A weaker-than-expected consumer confidence report gave Wall Street another reason to sell today, intensifying a pullback that began with investors cashing in recent profits.
By midday in New York, the Dow Jones industrial average was down 111.61 points or 1.1 per cent, at 9,871.14.
Broader stock indicators also fell. The Standard & Poor's 500 index was off 10.58, or 0.9 per cent, at 1,146.84, while the Nasdaq composite index lost 20.28, or 1.0 percent, to 1,920.95.
US stocks were already in a mild retreat this morning when the Conference Board reported its index of consumer confidence fell to 82.2 in November from 85.3 the previous month. Analysts had been predicting 86.5.
Consumer confidence is closely watched, since consumer spending accounts for two-thirds of the US economy.
The data gave weight to many investors' concerns that the market's recent recovery, in which the major indexes returned to their pre-September 11th levels, was premature since corporate profits and other growth indicators remain weak.
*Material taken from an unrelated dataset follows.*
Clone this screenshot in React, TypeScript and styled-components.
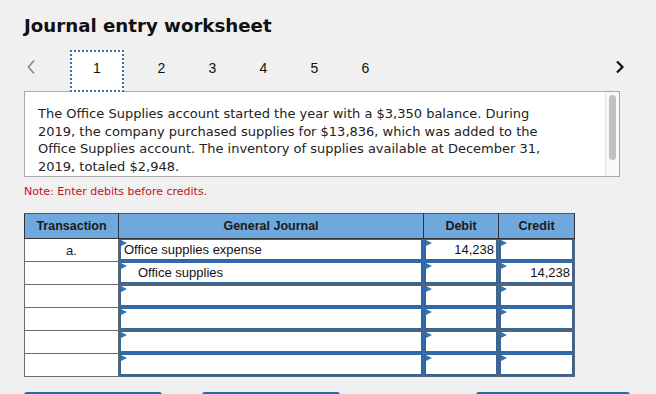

"I don't think it takes a whole lot right now to turn sentiment more toward caution than being aggressive," said Mr Richard A. Dickson, technical analyst at Hilliard Lyons.
"With the extent of the rally we've had, it doesn't take a lot for people to say it's not a bad idea to book some profits," he added
Other fluctuations were related to more company-specific news. Nokia dropped $1.62 to $23.62 after the telecommunications company said sales in the first quarter of 2002 will likely fall below the first quarter of 2001, although 2002 sales should increase by 15 per cent.